Sec. 34-196. Articles of merger or consolidation.
Sec. 34-196. Articles of merger or consolidation. (a) After a plan of merger or
consolidation is approved as provided in section 34-194, the survivor shall deliver to
the Secretary of the State for filing articles of merger or consolidation duly executed
by each limited liability company and other entity that is a party thereto setting forth:
(1) The name and jurisdiction of formation or organization of each limited liability
company and other entity; (2) the effective date of the merger or consolidation if later
than the date of filing of the articles of merger or consolidation; (3) the name of the
survivor; (4) a statement that the plan of merger or consolidation was duly authorized
and approved by each limited liability company in accordance with the provisions of
section 34-194 and by each other entity in accordance with the applicable organizational
documents of each other entity; (5) if the articles of organization of the survivor of the
merger are amended, the amendments to such articles of organization or, if a new limited
liability company is created as a result of the consolidation, the articles of organization
of such new limited liability company; (6) that the plan of merger or consolidation is
on file at a place of business of the survivor and the address thereof; and (7) that a copy
of the plan of merger or consolidation will be furnished by the survivor, on request and
without cost, to any person holding an interest in any limited liability company or other
entity that is a party to the merger or consolidation.
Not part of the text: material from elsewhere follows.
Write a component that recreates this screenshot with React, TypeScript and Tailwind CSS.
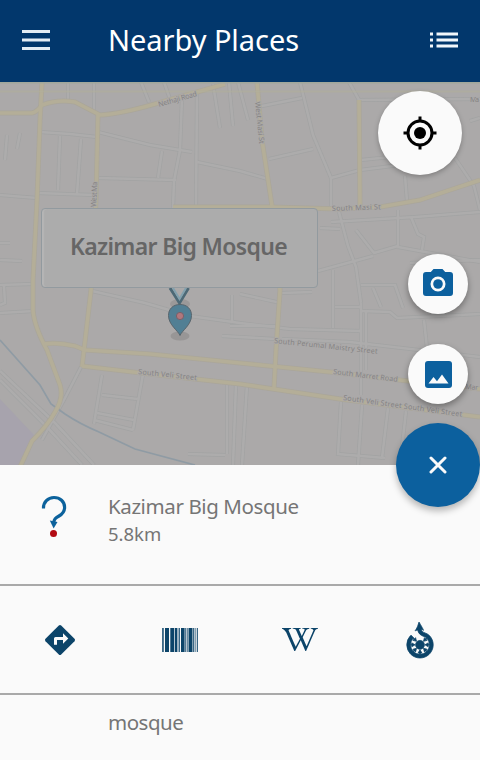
import React from "react";
import { FaWikipediaW } from "react-icons/fa6";
import { SiWikimediacommons } from "react-icons/si";

const minorRoads = [
  "M68 82V102", "M94 82V112", "M40 132L70 134L97 137", "M60 136L58 190", "M81 139L77 194",
  "M0 195L37 198", "M38 193L94 195", "M98 132L150 145L192 152", "M197 162L240 171L268 179",
  "M182 98L180 150L174 181L173 208", "M197 90L196 208", "M98 178L176 180", "M162 151L158 178",
  "M141 82L149 102", "M164 82L171 102", "M213 84L220 128", "M229 82L233 126", "M238 82L248 120",
  "M257 107L302 98", "M300 82L313 135L331 178V206", "M269 159L313 149", "M331 178L360 170L408 164",
  "M349 82L359 100L480 99", "M361 160L400 156", "M405 176L407 201", "M455 158L474 186L480 210",
  "M470 121L480 118", "M331 222L415 217L480 212", "M339 212L348 246L356 267L361 303",
  "M398 210V248", "M411 217L418 234L424 237L422 250", "M356 230L374 253L398 246", "M318 271L373 256",
  "M398 247L480 262", "M410 263L480 260", "M320 228L340 229", "M333 270V328", "M361 303V395",
  "M335 307H361", "M361 285H395L403 308", "M361 311L390 312L397 318L480 314", "M373 288L381 307",
  "M92 291L145 303L190 316L240 323L290 329L361 331", "M282 293L312 292", "M240 294L281 303",
  "M232 295V321", "M222 336L275 339", "M230 326L280 326", "M282 339L350 342L480 357",
  "M424 320L427 348", "M366 312V370", "M0 285L32 284", "M0 313L34 311", "M4 286L5 303L0 305",
  "M81 367L65 398L42 440", "M102 375L94 424", "M143 374L133 430", "M102 395L138 399", "M97 413L134 420",
  "M94 420L133 430", "M0 371L55 423L94 465", "M0 380L46 426L82 465", "M227 383V454", "M236 384L233 465",
  "M247 385L242 465", "M341 402L338 454L385 458",
  "M362 405L358 465", "M388 408L382 458", "M406 411L400 465", "M188 454L225 455",
  "M0 243L10 243", "M0 260L22 261", "M7 135L5 160", "M20 133L17 149",
];

const mainRoads = [
  "M42 82L40 120L37 200L33 280V310Q34 326 47 350L60 385Q64 398 55 412Q48 425 32 441L20 467",
  "M0 113L32 113Q37 112 42 105Q58 99 75 102L100 115Q120 114 155 104L225 84",
  "M98 113L96 200L91 290L82 367",
  "M44 344Q58 342 75 346L85 350L150 354L240 363L330 372L408 381L480 389",
  "M82 366L150 374L240 384L340 399L480 417",
  "M257 82L262 140L272 206L280 290L276 350L274 388",
  "M173 207H270L340 209L380 207L420 200L450 190L480 180",
  "M359 100L360 207",
];

function CityMap() {
  return (
    <svg className="block h-full w-full" viewBox="0 82 480 383" fill="none">
      <rect y="82" width="480" height="383" fill="#aba9a9" />
      <path d="M0 399L34 435L18 465H0Z" fill="#a7a3ad" />
      <g stroke="#a2a3a3" strokeWidth="4">
        {minorRoads.map((d) => <path key={d} d={d} />)}
      </g>
      <g stroke="#adacac" strokeWidth="2.6">
        {minorRoads.map((d) => <path key={d} d={d} />)}
      </g>
      <path d="M0 340L40 385L51 404L65 414Q80 424 99 432L135 449L195 465" stroke="#8f9ba4" strokeWidth="1.7" />
      <g stroke="#aaa69a" strokeWidth="5" strokeLinejoin="round">
        {mainRoads.map((d) => <path key={d} d={d} />)}
      </g>
      <g stroke="#b4ae98" strokeWidth="3.6" strokeLinejoin="round">
        {mainRoads.map((d) => <path key={d} d={d} />)}
      </g>
      <path d="M0 91.5H480" stroke="#b0af9b" strokeWidth="2" opacity=".6" />
      <path d="M0 82.7H480" stroke="#a0a79c" strokeWidth="1.5" />
      <g fill="#858383" stroke="#aba9a9" strokeWidth="1.5" paintOrder="stroke" fontFamily="Noto Sans, sans-serif" fontSize="7.3">
        <text transform="translate(159 107) rotate(-16)" textLength="40">Nethaji Road</text>
        <text transform="translate(255 102) rotate(84)" textLength="42">West Masi St</text>
        <text transform="translate(96 207) rotate(-87)" textLength="25">West Ma</text>
        <text transform="translate(332 211) rotate(-2)" textLength="49">South Masi St</text>
        <text transform="translate(274 343) rotate(6)" textLength="104">South Perumal Maistry Street</text>
        <text transform="translate(138 374) rotate(6)" textLength="59">South Veli Street</text>
        <text transform="translate(333 374) rotate(7)" textLength="65">South Marret Road</text>
        <text transform="translate(343 400) rotate(8)" textLength="120">South Veli Street South Veli Street</text>
        <text transform="translate(465 389) rotate(4)" textLength="13">Mar</text>
        <text transform="translate(470 102)" textLength="9">Ma</text>
      </g>
      <ellipse cx="180" cy="304" rx="10" ry="5" fill="#9b9999" />
      <path d="M170 288L179.500 303L188.500 288" stroke="#4d6976" strokeWidth="3" />
      <path d="M173 288L179.500 299L186 288" stroke="#82a1ae" strokeWidth="2" />
      <ellipse cx="180" cy="336" rx="9.500" ry="4.500" fill="#989696" />
      <path d="M180 335.500C178.500 331 168.500 325 168.500 315.500C168.500 309 173 304.500 180 304.500S191.500 309 191.500 315.500C191.500 325 181.500 331 180 335.500Z" fill="#517f94" stroke="#58656d" />
      <circle cx="180" cy="316" r="3.600" fill="#b1777d" stroke="#795f69" />
    </svg>
  );
}

function QuestionIcon() {
  return (
    <svg width="28" height="44" viewBox="0 0 28 44" fill="none">
      <path d="M3.500 15.500C3.200 9 8 4.500 14 4.500C20 4.500 24.600 8.500 24.600 14.300C24.600 18.800 22.500 21 19 23C15.500 25 14 26 13.700 30" stroke="#0c629c" strokeWidth="3.200" />
      <path d="M9.800 27.500L17.500 29L13.600 35.500Z" fill="#0c629c" />
      <circle cx="13.500" cy="40.400" r="3.500" fill="#b20a12" />
    </svg>
  );
}

const barcodeBars: [number, number][] = [
  [0, 0.8], [1.3, 0.7], [3, 4], [8.3, 4], [13, 2], [15.6, 0.8], [17, 0.8],
  [19, 3.6], [23.3, 0.8], [24.8, 0.8], [26.5, 4], [31.2, 0.8], [32.7, 0.8], [34.8, 1],
];

function BarcodeIcon() {
  return (
    <svg width="36" height="24" viewBox="0 0 36 24">
      {barcodeBars.map(([x, w]) => <rect key={x} x={x} width={w} height="24" fill="#0c4469" />)}
    </svg>
  );
}

export default function App() {
  return (
    <div className="flex h-[760px] w-[480px] flex-col overflow-hidden bg-[#fafafa] font-['Noto_Sans',sans-serif] text-[#757575]">
      <header className="flex h-[82px] shrink-0 items-center bg-[#02376c] pl-[22px] pr-[22px] text-white">
        <svg className="-mt-[3px] shrink-0" width="28" height="20" viewBox="0 0 28 20">
          <path d="M0 1.500H28M0 10H28M0 18.500H28" stroke="#e4edf5" strokeWidth="3" />
        </svg>
        <h1 className="-mt-[3px] ml-[58px] grow whitespace-nowrap text-[29px] leading-none tracking-[-0.05px]">Nearby Places</h1>
        <svg className="-mt-0.5" width="28" height="16" viewBox="0 0 28 16">
          <path d="M6.500 2H28M6.500 8H28M6.500 14H28M0 2H3M0 8H3M0 14H3" stroke="#f2f7fb" strokeWidth="3" />
        </svg>
      </header>

      <section className="relative h-[383px] shrink-0">
        <CityMap />
        <div className="absolute left-[41px] top-[126px] flex h-20 w-[277px] items-center justify-center rounded-[4px] border border-[#929a9f] bg-[#acacac] pb-1 pr-[2px] shadow-[inset_2px_0_1px_#b5b5b5]">
          <span className="whitespace-nowrap text-[23px] font-semibold leading-none tracking-[-0.66px] text-[#666666]">Kazimar Big Mosque</span>
        </div>
        <button className="absolute left-[378px] top-[9px] flex size-[84px] items-center justify-center rounded-full bg-[#fafafa] shadow-[0_2px_5px_rgba(0,0,0,0.25)]">
          <svg width="34" height="34" viewBox="0 0 34 34" fill="none" stroke="#000" strokeWidth="3">
            <circle cx="17" cy="17" r="12" />
            <path d="M17 .5V6M17 28V33.500M.5 17H6M28 17H33.500" />
            <circle cx="17" cy="17" r="6" fill="#000" stroke="none" />
          </svg>
        </button>
        <button className="absolute left-[408px] top-[172px] flex size-[60px] items-center justify-center rounded-full bg-[#fafafa] shadow-[0_3px_6px_rgba(0,0,0,0.35)]">
          <svg className="-mt-[3px]" width="30" height="27" viewBox="0 0 30 27">
            <path fillRule="evenodd" d="M10.500 0H19.500L22.200 3H27Q30 3 30 6V24Q30 27 27 27H3Q0 27 0 24V6Q0 3 3 3H7.800ZM15 7.500A7.500 7.500 0 1 0 15 22.500A7.500 7.500 0 1 0 15 7.500Z" fill="#0c609e" />
            <circle cx="15" cy="15" r="4.800" fill="#0c609e" />
          </svg>
        </button>
        <button className="absolute left-[408px] top-[262px] flex size-[60px] items-center justify-center rounded-full bg-[#fafafa] shadow-[0_3px_6px_rgba(0,0,0,0.35)]">
          <svg width="27" height="27" viewBox="0 0 27 27">
            <rect width="27" height="27" rx="3" fill="#0c609e" />
            <path d="M3.500 22.500L8.500 16L12 20.300L17 13.500L23.500 22.500Z" fill="#fafafa" />
          </svg>
        </button>
        <button className="absolute left-[396px] top-[341px] z-10 flex size-[84px] items-center justify-center rounded-full bg-[#0c609e] shadow-[0_4px_7px_rgba(0,0,0,0.28)]">
          <svg width="18" height="18" viewBox="0 0 18 18">
            <path d="M2 2L16 16M16 2L2 16" stroke="#fafafa" strokeWidth="3" strokeLinecap="round" />
          </svg>
        </button>
      </section>

      <section className="flex h-[121px] shrink-0 border-b-2 border-[#a9a9a9] pl-10 pt-7">
        <QuestionIcon />
        <div className="ml-10 whitespace-nowrap">
          <p className="text-[20.5px] leading-[27px] tracking-[-0.4px]">Kazimar Big Mosque</p>
          <p className="text-[18.5px] leading-[27px]">5.8km</p>
        </div>
      </section>

      <nav className="grid h-[109px] shrink-0 grid-cols-4 place-items-center border-b-2 border-[#a9a9a9] text-[#0c4469]">
        <svg width="30" height="30" viewBox="0 0 30 30">
          <path d="M13.800 .5Q15 -.5 16.200 .5L29.500 13.800Q30.500 15 29.500 16.200L16.200 29.500Q15 30.500 13.800 29.500L.5 16.200Q-.5 15 .5 13.800Z" fill="#0c4469" />
          <path d="M9 19.700V13.500Q9 12 10.500 12H18V8.200L23.300 13.500L18 18.800V15H12V19.700Z" fill="#fafafa" />
        </svg>
        <BarcodeIcon />
        <FaWikipediaW className="h-[29px] w-9" />
        <SiWikimediacommons className="size-9 overflow-visible stroke-current [stroke-width:0.5px]" />
      </nav>

      <p className="pl-[108px] pt-[14px] text-[20.5px] leading-[27px] tracking-[-0.5px]">mosque</p>
    </div>
  );
}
(b) A merger or consolidation takes effect upon the later of the effective date of the
filing of the articles of merger or consolidation or the date set forth in the plan of merger
or consolidation.
(c) The articles of merger or consolidation shall be executed by each limited liability
company or other entity that is a party to the merger or consolidation. The survivor shall
file the articles of merger or consolidation with the Secretary of the State in the manner
provided for in section 34-110 as a condition of the effectiveness of the merger or consolidation.
(d) Articles of merger or consolidation shall act as articles of dissolution for a limited
liability company which is not the survivor in the merger or consolidation.
(e) A plan of merger or consolidation authorized and approved in accordance with
section 34-194 may effect any amendment to the operating agreement or effect the
adoption of a new operating agreement for a limited liability company if it is the survivor
in the merger or consolidation. Such a plan of merger or consolidation may also provide
that the operating agreement of any limited liability company that is a party to the merger
or consolidation, including a limited liability company formed for the purpose of consummating a merger or consolidation, shall be the operating agreement of the survivor.
Any amendment to an operating agreement or adoption of a new operating agreement
made pursuant to this subsection shall be effective at the effective time or date of the
merger or consolidation. The provisions of this subsection shall not be construed to limit
the accomplishment of a merger or consolidation or of any of the matters referred to in
this subsection by any other means provided for in an operating agreement or other
agreement or as otherwise permitted by law.
(P.A. 93-267, S. 67; P.A. 03-18, S. 66.)
History: P.A. 03-18 replaced references to surviving or new limited liability company with references to survivor and
added provisions re other entity throughout, amended Subsec. (a) by adding provision re limited liability company and
other entity that is a party to the merger or consolidation, adding provision in Subdiv. (4) re applicable organizational
documents of each other entity, adding new Subdiv. (5) re amended or new articles of organization, and redesignating
existing Subdivs. (5) and (6) as Subdivs. (6) and (7), amended Subsec. (c) by adding provisions re filing by survivor of
articles of merger or consolidation as a condition of effectiveness of the merger or consolidation, deleting provision re
execution in the manner provided for in Sec. 34-109 and making a technical change, and amended Subsec. (e) by making
a technical change, effective July 1, 2003.